In the text above, I consider it quite clear that the receipt of the BFD
packet contains sufficient state to bring up the BFD session.  The receipt
of the same Discriminator in the LSP Ping Echo Reply is optional.

This makes sense partially because the reply may be dropped and we want the
BFD session to come up as fast as possible.

The point of contention appears to be what to do if we *never* get such
replies.  It's worth pointing out additional text in RFC 5884, section 3.2.

:    Hence, BFD is used in conjunction with LSP Ping for MPLS LSP fault
:    detection:
:
:       i) LSP Ping is used for bootstrapping the BFD session as described
:          later in this document.
:
:      ii) BFD is used to exchange fault detection (i.e., BFD session)
:          packets at the required detection interval.
:
:     iii) LSP Ping is used to periodically verify the control plane
:          against the data plane by ensuring that the LSP is mapped to
:          the same FEC, at the egress, as the ingress.

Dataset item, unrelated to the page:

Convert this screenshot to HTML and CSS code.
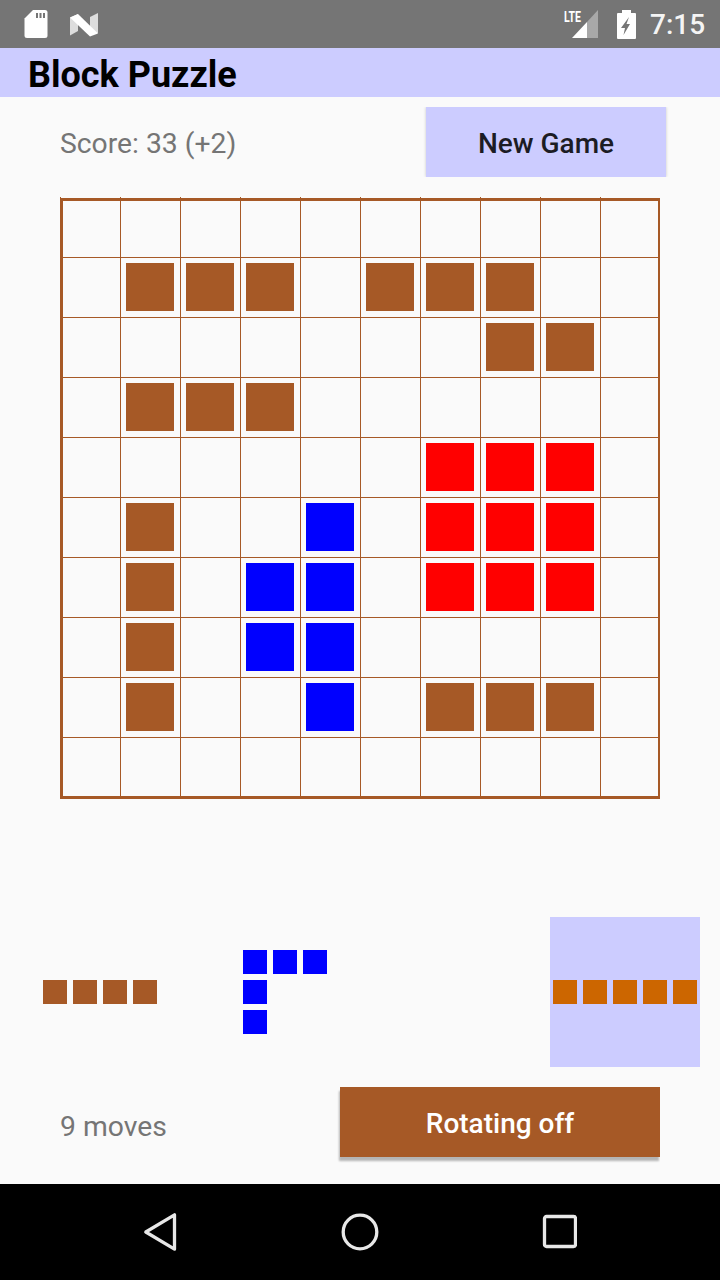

iii above reminds us that the LSP may be torn down because LSP Ping fails.
Thus, it seems problematic that we do not get a reply ever.

However, with the BFD session in the Up state, we have information proving
that the LSP is up.  Thus we have contradictory intent.

---

My opinion is that the MAY in the RFC 5884 procedures is intended to have
the BFD session come up by the most expedient means.  I do not believe the
likely intent was to say "don't send Echo Reply".  Among other things, that
seems contrary to the intent of the general LSP Ping procedures.

Having given my personal observations, we now get to the business of the
Working Group: Debating intent and related text.